Potential Challenges and Implementation Hurdles

While theoretically promising, the practical implementation of Buterin’s model faces several non-trivial challenges. Firstly, bootstrapping the initial credibility and membership of a creator DAO is a classic cold-start problem. Why would reputable creators join a new DAO, and why would speculators trust its judgment? Successful launch would likely require a concerted effort by a group of well-respected founding creators. Secondly, DAO governance itself is fraught with risks, including voter apathy, plutocracy (rule by the largest token holders), and coordination failures. Designing governance mechanisms that are both resistant to capture and efficient enough to make timely curation decisions is a complex task.

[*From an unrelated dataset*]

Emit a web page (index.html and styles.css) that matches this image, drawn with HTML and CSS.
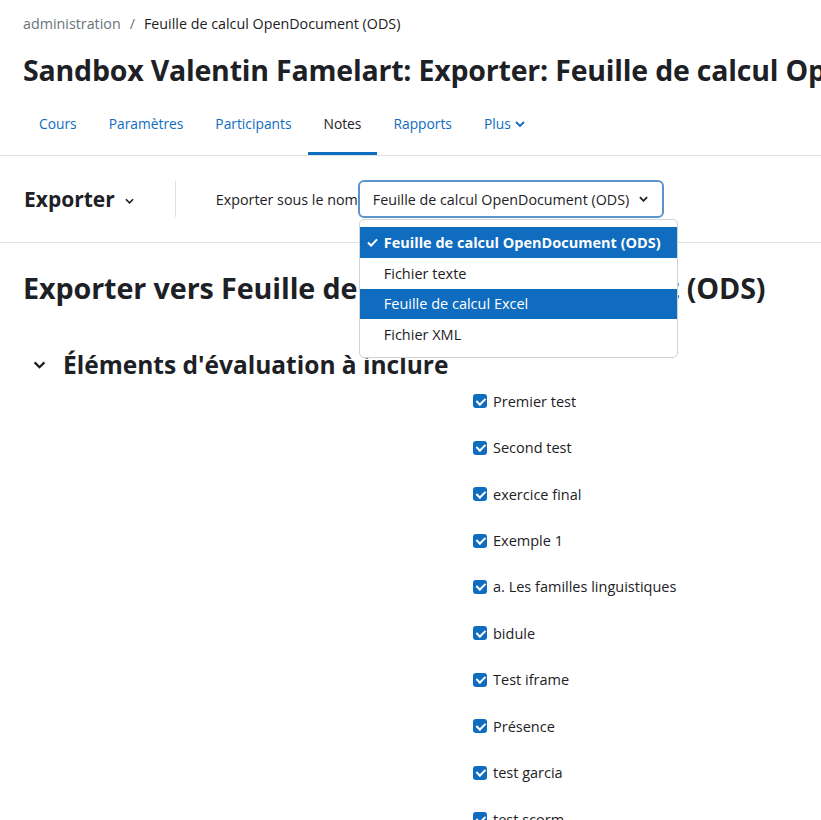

Furthermore, the legal and regulatory status of creator tokens and prediction markets remains uncertain in many jurisdictions. Securities regulations, gambling laws, and tax treatment could pose significant barriers to widespread adoption. The model also assumes the existence of a technically proficient user base comfortable with managing crypto wallets, participating in DAO governance, and interacting with prediction markets—a barrier that may limit initial growth to the crypto-native community. Despite these hurdles, the proposal provides a concrete, innovative blueprint for developers and communities to experiment with, potentially leading to more robust and equitable creator economies in the Web3 space.

Conclusion

Vitalik Buterin’s proposal for a DAO and prediction market-based creator token model represents a sophisticated attempt to solve the perennial problem of rewarding quality over quantity in the digital age. By leveraging decentralized community curation and harnessing speculation as a discovery tool rather than a primary value driver, the framework aims to create a more meritocratic and sustainable ecosystem for content creators. While significant implementation challenges exist, the core ideas—niche focus, collective bargaining, and aligned incentive structures—offer a valuable direction for the next generation of SocialFi and creator economy projects. As AI continues to transform content production, such human-centric, community-governed models may become increasingly vital for preserving and incentivizing genuine creativity and expertise.

FAQs

Q1: What is the main problem Vitalik Buterin identifies with current creator tokens?
Buterin argues that existing models primarily reward creators who are already popular or have high social status, and they incentivize the production of large volumes of content rather than high-quality work. This problem is worsening with the ease of AI-generated content.

Q2: How would a creator benefit from being accepted into a DAO in this model?
Upon acceptance, the DAO could burn a portion of the creator’s tokens. This action reduces the total supply of those tokens, increasing their scarcity and potentially their market value, thus providing a direct financial reward tied to community validation.

Q3: What role do prediction markets play in Buterin’s proposal?
Prediction markets allow speculators to trade on the outcomes of DAO curation decisions, such as which creator will be accepted next. This creates a financial incentive for market participants to research and identify high-quality creators early, effectively crowdsourcing the discovery process for the DAO.

Q4: Why does Buterin suggest that DAOs should focus on specific niches?
A niche focus allows a DAO to build a strong, recognizable brand and deep expertise in a particular area (e.g., a genre of music or a type of writing). This makes its curation decisions more meaningful and trustworthy than a broad, general-purpose DAO could achieve, and it keeps governance manageable.

Q5: What is a real-world example of a creator token platform that struggled?
Friend.tech, a SocialFi app on the Base blockchain, is a key example. It allowed users to buy and sell keys for access to creator chatrooms. The platform was criticized for price action driven mainly by speculation rather than content value, and it shut down in September 2024 after a dramatic drop in activity and token value.